The work of Andrew Koo provides valuable insight here, as he has designed a fair use model for publicity rights while drawing on principles from copyright law. This model would require the courts to look into the reason or purpose for which the defendant in such a scenario has made use of a public figure’s personality and whether it was merely to use the personality’s goodwill and seek unjust enrichment. A further review would then be conducted to study the monetary aspects of the issue. Here, the malicious intent behind such use would play a substantial role in the review and deciding whether the defendant has acted fairly and has not caused any harm or distress. Essentially, unjust enrichment, malicious intent, and monetary benefits go hand in hand, since publicity rights are often violated through a disclosure of personal information, with ill-intentions to make wrongful gains, which is then used by third parties to make financial benefits.

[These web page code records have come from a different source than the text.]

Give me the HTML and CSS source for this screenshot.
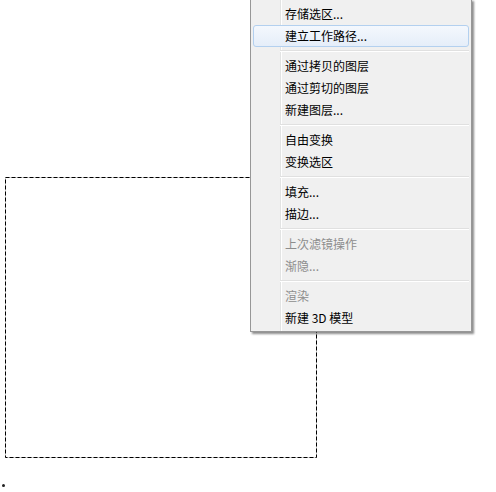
FILE: index.html
```html
<!DOCTYPE html>
<html lang="zh-CN">
  <head>
    <meta charset="UTF-8" />
    <meta name="viewport" content="width=device-width, initial-scale=1.0" />
    <title>建立工作路径</title>
    <link rel="stylesheet" href="styles.css">
  </head>
  <body>
    <main class="canvas">
      <!-- marching ants selection -->
      <svg class="selection" width="312" height="281" viewBox="0 0 312 281">
        <rect x="0.5" y="0.5" width="311" height="280" fill="none" stroke="#d4d4d4" />
        <rect x="0.5" y="0.5" width="311" height="280" fill="none" stroke="#000" stroke-dasharray="4 2" />
      </svg>
      <span class="dot"></span>

      <!-- context menu -->
      <ul class="menu">
        <li class="item">存储选区...</li>
        <li class="item active">建立工作路径...</li>
        <li class="sep"></li>
        <li class="item">通过拷贝的图层</li>
        <li class="item">通过剪切的图层</li>
        <li class="item">新建图层...</li>
        <li class="sep"></li>
        <li class="item">自由变换</li>
        <li class="item">变换选区</li>
        <li class="sep"></li>
        <li class="item">填充...</li>
        <li class="item">描边...</li>
        <li class="sep"></li>
        <li class="item disabled">上次滤镜操作</li>
        <li class="item disabled">渐隐...</li>
        <li class="sep"></li>
        <li class="item disabled">渲染</li>
        <li class="item">新建 3D 模型</li>
      </ul>
    </main>
  </body>
</html>
```

FILE: styles.css
```css
* {
  margin: 0;
  padding: 0;
  box-sizing: border-box;
}

body {
  background: #ffffff;
  font-family: "Noto Sans CJK SC", "Liberation Sans", sans-serif;
  font-size: 12px;
  color: #000;
}

.canvas {
  position: relative;
  width: 496px;
  height: 492px;
  overflow: hidden;
}

.selection {
  position: absolute;
  left: 5px;
  top: 177px;
}

.dot {
  position: absolute;
  left: 2px;
  top: 484px;
  width: 3px;
  height: 3px;
  border-radius: 50%;
  background: #222;
}

/* Win7 style popup menu */
.menu {
  position: absolute;
  left: 250px;
  top: -1px;
  width: 222px;
  padding: 3px 2px 2px;
  list-style: none;
  background-color: #f0f0f0;
  background-image: linear-gradient(to right,
    transparent 29px, #e2e3e3 29px, #e2e3e3 30px,
    #ffffff 30px, #ffffff 31px, transparent 31px);
  border: 1px solid #979797;
  box-shadow: 2px 2px 2px rgba(0, 0, 0, 0.45);
}

.item {
  height: 22px;
  line-height: 22px;
  padding-left: 32px;
  white-space: nowrap;
}

.item.active {
  padding-left: 31px;
  line-height: 20px;
  border: 1px solid #b3d0ef;
  border-radius: 3px;
  background: linear-gradient(#f4f8fd, #e5eef9);
}

.item.disabled {
  color: #8d8d8d;
}

.sep {
  height: 0;
  margin: 3px 0 3px 27px;
  border-top: 1px solid #e0e0e0;
  border-bottom: 1px solid #ffffff;
}
```
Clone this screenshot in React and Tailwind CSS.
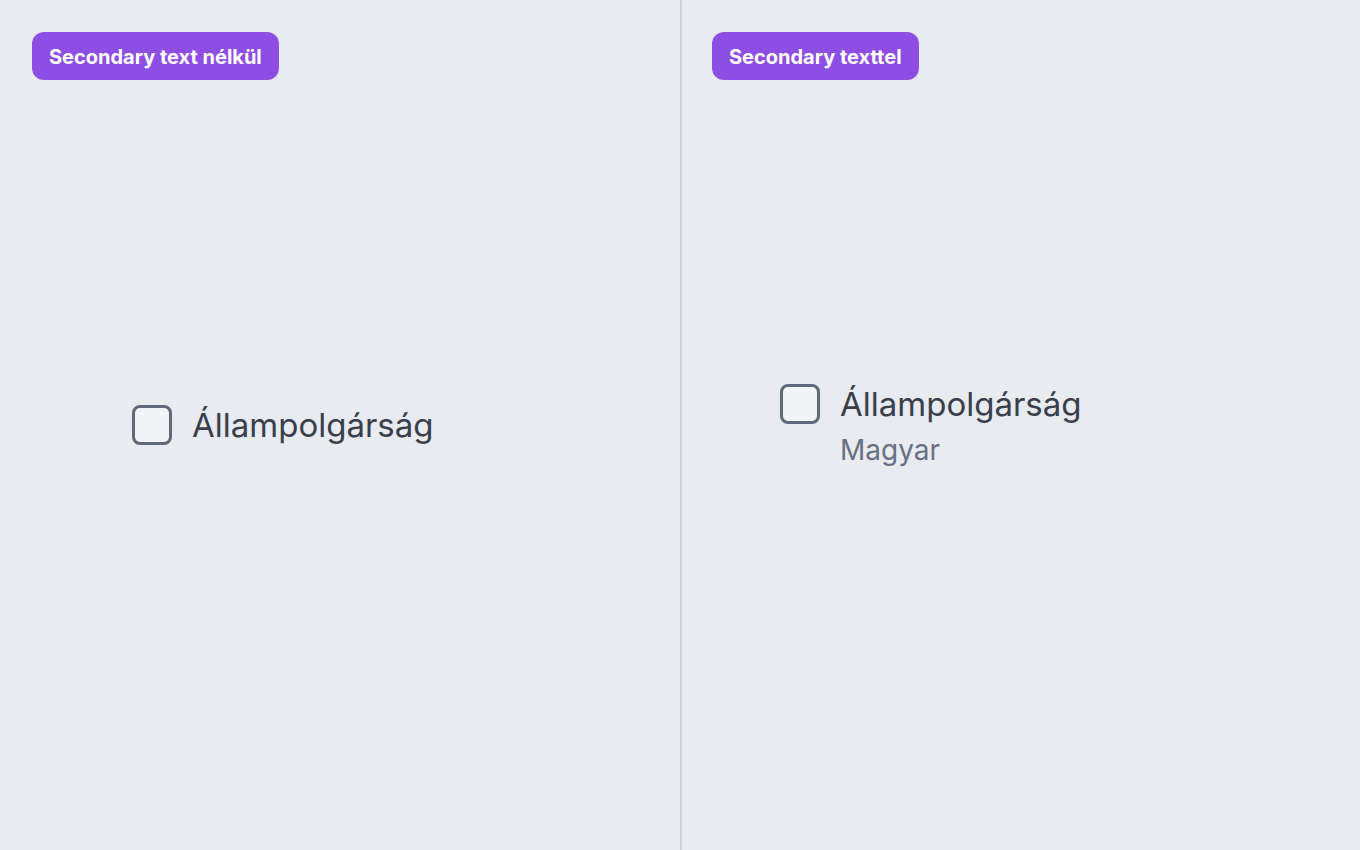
import React from 'react';

const Badge = ({ children }) => (
  <div className="inline-flex h-12 items-center rounded-xl bg-[#8e4ee3] px-[17px] pt-[2px] text-[20px] font-bold text-white">
    {children}
  </div>
);

const Checkbox = () => (
  <div className="h-10 w-10 shrink-0 rounded-lg border-[3px] border-[#606979] bg-[#f3f4f7]" />
);

export default function App() {
  return (
    <div
      className="flex h-[850px] w-[1360px] bg-[#e8ebf0] text-[#383e4b]"
      style={{ fontFamily: 'Inter, "Noto Sans", sans-serif' }}
    >
      {/* Without secondary text */}
      <div className="flex w-[682px] flex-col border-r-2 border-[#cdd1d8] p-8">
        <div>
          <Badge>Secondary text nélkül</Badge>
        </div>
        <div className="flex flex-1 items-center pb-[48px] pl-[100px]">
          <div className="flex items-center gap-5">
            <Checkbox />
            <span className="text-[33px] leading-10">Állampolgárság</span>
          </div>
        </div>
      </div>

      {/* With secondary text */}
      <div className="flex w-[678px] flex-col py-8 pr-8 pl-[30px]">
        <div>
          <Badge>Secondary texttel</Badge>
        </div>
        <div className="flex flex-1 items-center pb-[44px] pl-[68px]">
          <div className="flex items-start gap-5">
            <Checkbox />
            <div className="flex flex-col">
              <span className="text-[33px] leading-10">Állampolgárság</span>
              <span className="mt-[6px] text-[28px] leading-[40px] text-[#687183]">Magyar</span>
            </div>
          </div>
        </div>
      </div>
    </div>
  );
}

So, understanding if substantial monetary benefit has been derived from using another’s publicity rights can help ascertain if malicious intent did in fact exist, and has led to unjustified gains for the wrongdoer. Another factor for establishing malicious intent, could be to prove that the wrongdoer has acted in the particular way, to create a negative image or false impressions about the public figure, in a way that may be considered akin to defamation. Since a large part of publicity rights revolves around the commercial value of a personality, courts would look into the effect of such use, on the public figure’s image and identity in society.

For another solution, one can look at the position of parodies. The dominant purpose of the same according to the Delhi High Court, is to critique or humorize an individual’s actions and cannot be termed as commercial, making parodies a fair use exception. Hence, apart from incorporating the fair use doctrine, reliance must be placed on the exceptions such as parodies that have been carved out, for an efficient balance between publicity rights and freedom of speech.